*Exercise*
Report how many lines contain "styles", with no other words.

++++ Material supplied

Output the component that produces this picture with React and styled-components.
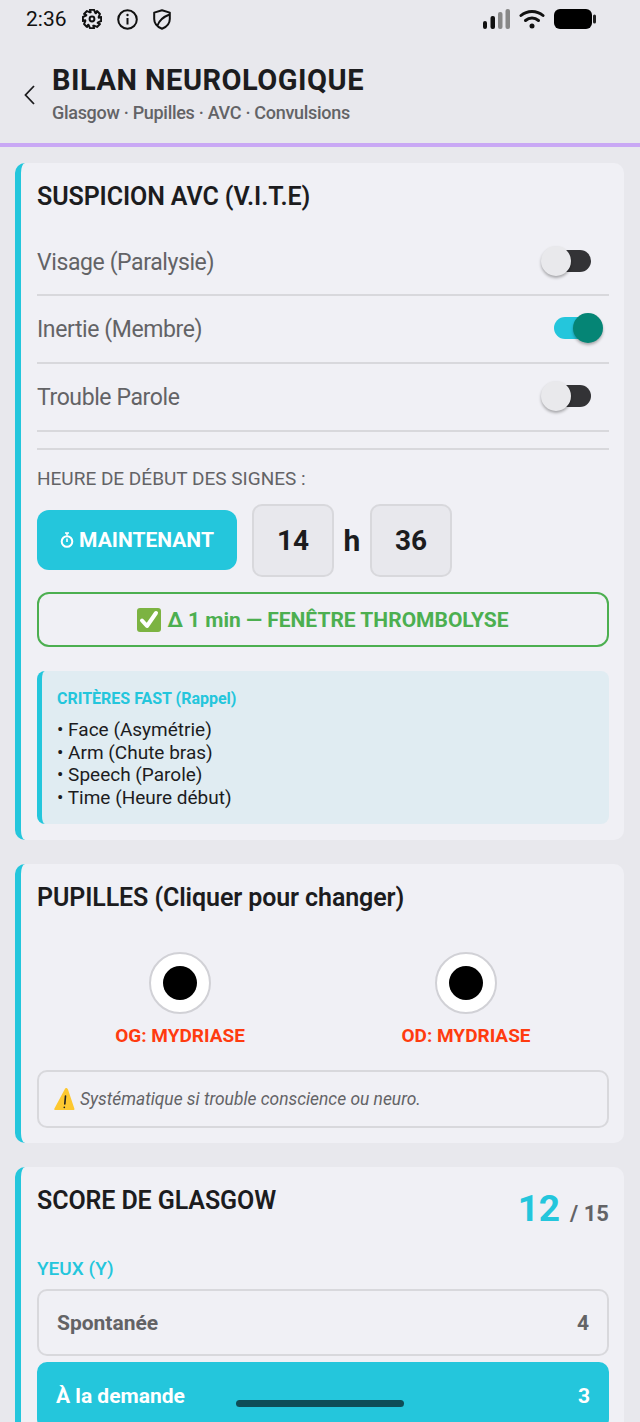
import React from "react";
import styled, { createGlobalStyle } from "styled-components";

const GlobalStyle = createGlobalStyle`
  html, body { margin: 0; padding: 0; background: #e8e8ed; }
  * { box-sizing: border-box; }
  body { font-family: Roboto, "Liberation Sans", sans-serif; }
`;

const Screen = styled.div`
  position: relative;
  width: 640px;
  height: 1422px;
  overflow: hidden;
  background: #e8e8ed;
`;

const StatusBar = styled.div`
  height: 38px;
  padding: 0 44px 0 26px;
  display: flex;
  align-items: center;
  color: #111;
`;

const Clock = styled.span`
  font-size: 21px;
`;

const StatusLeft = styled.div`
  display: flex;
  align-items: center;
  gap: 15px;
`;

const StatusRight = styled.div`
  margin-left: auto;
  display: flex;
  align-items: center;
  gap: 9px;
`;

const Header = styled.header`
  height: 109px;
  padding: 25px 0 0 22px;
  display: flex;
  border-bottom: 4px solid #c9a8f5;
`;

const Back = styled.svg`
  width: 14px;
  height: 20px;
  margin-top: 22px;
  margin-right: 16px;
  flex: none;
`;

const Title = styled.h1`
  margin: 0;
  font-size: 29px;
  line-height: 34px;
  font-weight: 700;
  letter-spacing: 0.5px;
  color: #1c1c1e;
`;

const Subtitle = styled.div`
  margin-top: 5px;
  font-size: 18px;
  line-height: 22px;
  font-weight: 500;
  letter-spacing: -0.3px;
  color: #636366;
`;

const Content = styled.main`
  padding: 16px 16px 0 15px;
  display: flex;
  flex-direction: column;
  gap: 24px;
`;

const Card = styled.section`
  background: #f0f0f5;
  border-left: 6px solid #24c6dc;
  border-radius: 10px;
  padding: 17px 15px 15px 16px;
`;

const CardTitle = styled.h2`
  margin: 0;
  font-size: 25px;
  line-height: 34px;
  font-weight: 600;
  letter-spacing: -0.1px;
  color: #1c1c1e;
`;

const ToggleList = styled.div`
  margin-top: 16px;
`;

const ToggleRow = styled.div`
  height: ${(p) => p.$h}px;
  display: flex;
  align-items: center;
  justify-content: space-between;
  border-bottom: 2px solid #d8d8dc;
  font-size: 23px;
  letter-spacing: -0.4px;
  color: #636366;
`;

const Track = styled.div`
  position: relative;
  width: 37px;
  height: 22px;
  margin-right: 18px;
  margin-bottom: 2px;
  border-radius: 11px;
  background: ${(p) => (p.$on ? "#24c6dc" : "#333336")};
`;

const Thumb = styled.div`
  position: absolute;
  top: -4px;
  width: 30px;
  height: 30px;
  border-radius: 50%;
  ${(p) => (p.$on ? "right: -12px; background: #058575;" : "left: -13px; background: #e9e9ec;")}
  box-shadow: 0 2px 3px rgba(0, 0, 0, 0.3);
`;

const Divider = styled.hr`
  margin: 16px 0 0;
  border: 0;
  border-top: 2px solid #d8d8dc;
`;

const TimeLabel = styled.div`
  margin-top: 18px;
  font-size: 19px;
  line-height: 22px;
  color: #636366;
`;

const TimeRow = styled.div`
  margin-top: 14px;
  display: flex;
  align-items: center;
`;

const NowButton = styled.button`
  width: 200px;
  height: 60px;
  margin-bottom: 1px;
  padding: 0;
  border: 0;
  border-radius: 12px;
  background: #24c6dc;
  color: #fff;
  font: 700 21px Roboto, sans-serif;
  display: flex;
  align-items: center;
  justify-content: center;
  gap: 5px;
`;

const TimeBox = styled.div`
  width: 82px;
  height: 73px;
  border: 2px solid #d8d8dc;
  border-radius: 10px;
  background: #e8e8ed;
  font-size: 28px;
  font-weight: 700;
  color: #1c1c1e;
  display: flex;
  align-items: center;
  justify-content: center;
`;

const FirstBox = styled(TimeBox)`
  margin-left: 15px;
`;

const HourSep = styled.span`
  width: 36px;
  text-align: center;
  font-size: 30px;
  font-weight: 700;
  color: #1c1c1e;
`;

const DeltaBox = styled.div`
  margin-top: 15px;
  height: 55px;
  border: 2px solid #4caf50;
  border-radius: 12px;
  color: #4caf50;
  font-size: 21px;
  font-weight: 700;
  display: flex;
  align-items: center;
  justify-content: center;
  gap: 6px;
`;

const FastBox = styled.div`
  margin-top: 24px;
  margin-bottom: 1px;
  height: 153px;
  border-left: 5px solid #24c6dc;
  border-radius: 8px;
  background: #e0ecf2;
  padding: 17px 15px;
`;

const FastTitle = styled.div`
  font-size: 16px;
  line-height: 22px;
  font-weight: 700;
  color: #24c6dc;
`;

const FastList = styled.div`
  margin-top: 9px;
  font-size: 19px;
  line-height: 22.5px;
  color: #1c1c1e;
`;

const Pupils = styled.div`
  margin-top: 37px;
  display: grid;
  grid-template-columns: 1fr 1fr;
`;

const PupilCol = styled.div`
  display: flex;
  flex-direction: column;
  align-items: center;
`;

const Eye = styled.div`
  width: 62px;
  height: 62px;
  border: 2px solid #d1d1d6;
  border-radius: 50%;
  background: #fff;
  display: flex;
  align-items: center;
  justify-content: center;
`;

const Iris = styled.div`
  width: 34px;
  height: 34px;
  border-radius: 50%;
  background: #000;
`;

const PupilLabel = styled.div`
  margin-top: 9px;
  font-size: 19px;
  line-height: 26px;
  font-weight: 700;
  color: #ff3b0f;
`;

const Note = styled.div`
  margin-top: 21px;
  height: 58px;
  border: 2px solid #d8d8dc;
  border-radius: 10px;
  padding: 0 15px;
  display: flex;
  align-items: center;
  gap: 5px;
  font-size: 17.4px;
  font-style: italic;
  color: #636366;
`;

const ScoreHead = styled.div`
  display: flex;
  justify-content: space-between;
  align-items: flex-start;
`;

const Score = styled.div`
  margin-top: 4px;
  display: flex;
  align-items: baseline;
  gap: 10px;
  font-size: 22px;
  font-weight: 700;
  color: #636366;
`;

const ScoreValue = styled.span`
  font-size: 37px;
  line-height: 42px;
  color: #24c6dc;
`;

const GroupLabel = styled.div`
  margin-top: 27px;
  font-size: 19px;
  line-height: 24px;
  font-weight: 500;
  color: #24c6dc;
`;

const Option = styled.div`
  height: 67px;
  margin-top: ${(p) => (p.$first ? 8 : 6)}px;
  padding: 0 ${(p) => (p.$active ? 17 : 18)}px;
  display: flex;
  align-items: center;
  justify-content: space-between;
  border: 2px solid ${(p) => (p.$active ? "#24c6dc" : "#d8d8dc")};
  border-radius: 10px;
  background: ${(p) => (p.$active ? "#24c6dc" : "transparent")};
  color: ${(p) => (p.$active ? "#fff" : "#636366")};
  font-size: 21px;
  font-weight: 700;
`;

const HomeBar = styled.div`
  position: absolute;
  left: 236px;
  bottom: 15px;
  width: 168px;
  height: 7px;
  border-radius: 4px;
  background: #0e4d57;
`;

const gearPath = () => {
  const pts = [];
  for (let i = 0; i < 8; i++) {
    const a = (i * Math.PI) / 4;
    [-0.22, 0.22].forEach((d) => pts.push([9.4, a + d]));
    [0.5, 0.6].forEach((d) => pts.push([6.9, a + d]));
  }
  return (
    pts
      .map(([r, a], i) => `${i ? "L" : "M"}${(10 + r * Math.cos(a)).toFixed(2)} ${(10 + r * Math.sin(a)).toFixed(2)}`)
      .join(" ") + "Z"
  );
};

const Gear = () => (
  <svg width="20" height="20" viewBox="0 0 20 20" fill="none" stroke="#111" strokeWidth="2" strokeLinejoin="round">
    <path d={gearPath()} />
    <circle cx="10" cy="10" r="2.400" />
  </svg>
);

const InfoIcon = () => (
  <svg width="21" height="21" viewBox="0 0 21 21" fill="none" stroke="#111" strokeWidth="2">
    <circle cx="10.500" cy="10.500" r="9.300" />
    <path d="M10.500 9v6.500" />
    <circle cx="10.500" cy="6" r="1.200" fill="#111" stroke="none" />
  </svg>
);

const Shield = () => (
  <svg width="18" height="21" viewBox="0 0 18 21" fill="none" stroke="#111" strokeWidth="2" strokeLinejoin="round">
    <path d="M9 1.200 1.200 3.600v6.400c0 4.600 3.300 8 7.800 9.800 4.500-1.800 7.800-5.200 7.800-9.800V3.600z" />
    <path d="M4.500 16.500C6 12 10 8 16.500 5.500" />
  </svg>
);

const Signal = () => (
  <svg width="27" height="20" viewBox="0 0 27 20">
    <rect x="0" y="12" width="4" height="8" rx="2" fill="#111" />
    <rect x="7.500" y="7" width="4.500" height="13" rx="2" fill="#111" />
    <rect x="15" y="3" width="4.500" height="17" rx="2" fill="#888" />
    <rect x="22.500" y="0" width="4.500" height="20" rx="2" fill="#888" />
  </svg>
);

const Wifi = () => (
  <svg width="26" height="20" viewBox="0 0 26 20" fill="none" stroke="#111" strokeWidth="3" strokeLinecap="round">
    <path d="M2 6.500c6.200-5.500 15.800-5.500 22 0" />
    <path d="M6.500 11.500c3.800-3.200 9.200-3.200 13 0" />
    <circle cx="13" cy="17" r="2.500" fill="#111" stroke="none" />
  </svg>
);

const Battery = () => (
  <svg width="42" height="20" viewBox="0 0 42 20">
    <rect x="0" y="0" width="38" height="20" rx="6" fill="#000" />
    <rect x="39" y="5.500" width="3" height="9" rx="1.500" fill="#222" />
  </svg>
);

const Stopwatch = () => (
  <svg width="14" height="16" viewBox="0 0 14 16" fill="none" stroke="#fff" strokeWidth="2">
    <circle cx="7" cy="9.500" r="5.300" />
    <path d="M5 1h4M7 1v2.500M7 6.500v3.500" strokeWidth="1.600" />
  </svg>
);

const CheckEmoji = () => (
  <svg width="24" height="24" viewBox="0 0 24 24">
    <rect x="0" y="0" width="24" height="24" rx="3" fill="#7cb342" />
    <path d="M5 12.500 10 18 19 5" fill="none" stroke="#fff" strokeWidth="4" strokeLinecap="round" strokeLinejoin="round" />
  </svg>
);

const WarnEmoji = () => (
  <svg width="21" height="24" viewBox="0 0 21 24">
    <path d="M12 1c1 0 1.500 .5 2 1.500L20.500 22c0 .7-.5 1-1 1H1c-.7 0-1-.5-.7-1.200L11 1.800c.2-.5 .6-.8 1-.8z" fill="#fdc830" />
    <path d="M11.500 9 10.800 17M10.300 20.200v.3" stroke="#222" strokeWidth="1.600" fill="none" strokeLinecap="round" />
  </svg>
);

const toggles = [
  { label: "Visage (Paralysie)", on: false, h: 66 },
  { label: "Inertie (Membre)", on: true, h: 68 },
  { label: "Trouble Parole", on: false, h: 68 },
];

const App = () => (
  <Screen>
    <GlobalStyle />
    <StatusBar>
      <StatusLeft>
        <Clock>2:36</Clock>
        <Gear />
        <InfoIcon />
        <Shield />
      </StatusLeft>
      <StatusRight>
        <Signal />
        <Wifi />
        <Battery />
      </StatusRight>
    </StatusBar>
    <Header>
      <Back viewBox="0 0 14 20" fill="none" stroke="#1c1c1e" strokeWidth="1.800">
        <path d="M12 1 3.500 10 12 19" />
      </Back>
      <div>
        <Title>BILAN NEUROLOGIQUE</Title>
        <Subtitle>Glasgow · Pupilles · AVC · Convulsions</Subtitle>
      </div>
    </Header>
    <Content>
      <Card>
        <CardTitle>SUSPICION AVC (V.I.T.E)</CardTitle>
        <ToggleList>
          {toggles.map((t) => (
            <ToggleRow key={t.label} $h={t.h}>
              {t.label}
              <Track $on={t.on}>
                <Thumb $on={t.on} />
              </Track>
            </ToggleRow>
          ))}
        </ToggleList>
        <Divider />
        <TimeLabel>HEURE DE DÉBUT DES SIGNES :</TimeLabel>
        <TimeRow>
          <NowButton>
            <Stopwatch />
            MAINTENANT
          </NowButton>
          <FirstBox>14</FirstBox>
          <HourSep>h</HourSep>
          <TimeBox>36</TimeBox>
        </TimeRow>
        <DeltaBox>
          <CheckEmoji />
          Δ 1 min — FENÊTRE THROMBOLYSE
        </DeltaBox>
        <FastBox>
          <FastTitle>CRITÈRES FAST (Rappel)</FastTitle>
          <FastList>
            <div>• Face (Asymétrie)</div>
            <div>• Arm (Chute bras)</div>
            <div>• Speech (Parole)</div>
            <div>• Time (Heure début)</div>
          </FastList>
        </FastBox>
      </Card>
      <Card>
        <CardTitle>PUPILLES (Cliquer pour changer)</CardTitle>
        <Pupils>
          <PupilCol>
            <Eye>
              <Iris />
            </Eye>
            <PupilLabel>OG: MYDRIASE</PupilLabel>
          </PupilCol>
          <PupilCol>
            <Eye>
              <Iris />
            </Eye>
            <PupilLabel>OD: MYDRIASE</PupilLabel>
          </PupilCol>
        </Pupils>
        <Note>
          <WarnEmoji />
          Systématique si trouble conscience ou neuro.
        </Note>
      </Card>
      <Card>
        <ScoreHead>
          <CardTitle>SCORE DE GLASGOW</CardTitle>
          <Score>
            <ScoreValue>12</ScoreValue>/ 15
          </Score>
        </ScoreHead>
        <GroupLabel>YEUX (Y)</GroupLabel>
        <Option $first>
          <span>Spontanée</span>
          <span>4</span>
        </Option>
        <Option $active>
          <span>À la demande</span>
          <span>3</span>
        </Option>
      </Card>
    </Content>
    <HomeBar />
  </Screen>
);

export default App;
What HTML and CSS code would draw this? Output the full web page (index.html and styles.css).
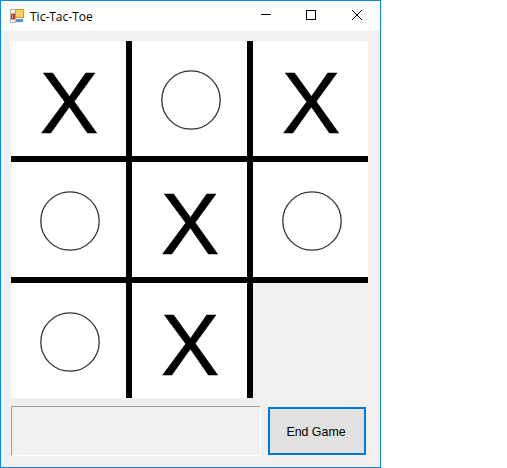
FILE: index.html
```html
<!DOCTYPE html>
<html lang="en-US">

<head>
    <title>Tic-Tac-Toe</title>
    <link rel="stylesheet" href="styles.css">
</head>

<body>
    <div class="window">
        <div class="titlebar">
            <svg class="app-icon" width="14" height="14" viewBox="0 0 14 14" shape-rendering="crispEdges">
                <rect x="0" y="0" width="14" height="14" fill="#b4b4b4" />
                <rect x="1" y="1" width="4" height="3" fill="#f4f4f4" />
                <rect x="1" y="11" width="4" height="2" fill="#f4f4f4" />
                <rect x="1" y="5" width="4" height="5" fill="#c8342c" />
                <rect x="2" y="6" width="1" height="3" fill="#f0a090" />
                <rect x="5" y="0" width="9" height="9" fill="#d89a18" />
                <rect x="6" y="1" width="7" height="7" fill="#f8d060" />
                <rect x="6" y="9" width="8" height="5" fill="#f4f4f4" />
                <rect x="6" y="10" width="7" height="3" fill="#5a8cdc" />
            </svg>
            <span class="title">Tic-Tac-Toe</span>
            <div class="controls">
                <svg width="10" height="10" viewBox="0 0 10 10"><path d="M0 4.5h10" stroke="#000" fill="none" /></svg>
                <svg class="maximize" width="10" height="10" viewBox="0 0 10 10"><rect x=".5" y=".5" width="9" height="9" stroke="#000" fill="none" /></svg>
                <svg width="10" height="10" viewBox="0 0 10 10"><path d="M0 0l10 10M10 0L0 10" stroke="#000" fill="none" /></svg>
            </div>
        </div>
        <div class="client">
            <div class="board">
                <div class="cell"><span class="cross">X</span></div>
                <div class="cell"><svg class="circle" width="60" height="60" viewBox="0 0 60 60"><circle cx="30" cy="30" r="29.2" /></svg></div>
                <div class="cell"><span class="cross">X</span></div>
                <div class="cell"><svg class="circle" width="60" height="60" viewBox="0 0 60 60"><circle cx="30" cy="30" r="29.2" /></svg></div>
                <div class="cell"><span class="cross">X</span></div>
                <div class="cell"><svg class="circle" width="60" height="60" viewBox="0 0 60 60"><circle cx="30" cy="30" r="29.2" /></svg></div>
                <div class="cell"><svg class="circle" width="60" height="60" viewBox="0 0 60 60"><circle cx="30" cy="30" r="29.2" /></svg></div>
                <div class="cell"><span class="cross">X</span></div>
                <div class="cell empty"></div>
            </div>
            <div class="bottom">
                <div class="status"></div>
                <button class="end-game">End Game</button>
            </div>
        </div>
    </div>
</body>

</html>
```

FILE: styles.css
```css
html {
    background-color: #fff;
}

body {
    margin: 0;
}

.window {
    width: 381px;
    height: 468px;
    box-sizing: border-box;
    border: 1px solid #1883d7;
    display: flex;
    flex-direction: column;
    background-color: #f0f0f0;
}

.titlebar {
    height: 30px;
    flex: none;
    display: flex;
    align-items: center;
    background-color: #fff;
    padding-left: 9px;
}

.app-icon {
    margin-right: 6px;
    margin-bottom: 1px;
}

.title {
    font-family: "Open Sans", sans-serif;
    font-size: 12px;
    color: #000;
}

.controls {
    margin-left: auto;
    display: flex;
    gap: 36px;
    padding-right: 18px;
    padding-bottom: 2px;
}

.controls svg {
    display: block;
}

.controls .maximize {
    margin-left: -1px;
}

.client {
    padding: 10px 0 0 10px;
}

.board {
    display: grid;
    grid-template-columns: repeat(3, 115px);
    grid-template-rows: repeat(3, 115px);
    gap: 6px;
    width: 357px;
    background-color: #000;
}

.cell {
    display: flex;
    align-items: center;
    justify-content: center;
    background-color: #fff;
}

.cell.empty {
    background-color: #f0f0f0;
}

.cross {
    padding: 8px 0 0 1px;
    font-family: "Liberation Sans", sans-serif;
    font-size: 88px;
    line-height: 1;
    color: #000;
    -webkit-text-stroke: 0.6px #000;
}

.circle {
    margin: 3px 0 0 3px;
    fill: none;
    stroke: #333;
    stroke-width: 1.3;
}

.bottom {
    display: flex;
    align-items: center;
    gap: 7px;
    margin-top: 8px;
}

.status {
    width: 250px;
    height: 50px;
    box-sizing: border-box;
    border: 1px solid #fff;
    border-top-color: #a0a0a0;
    border-left-color: #a0a0a0;
}

.end-game {
    width: 98px;
    height: 48px;
    box-sizing: border-box;
    border: 2px solid #0078d7;
    background-color: #e1e1e1;
    padding: 2px 2px 0 0;
    font-family: "Liberation Sans", sans-serif;
    font-size: 12.4px;
    color: #000;
}
```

++++++++

*Complete response*
3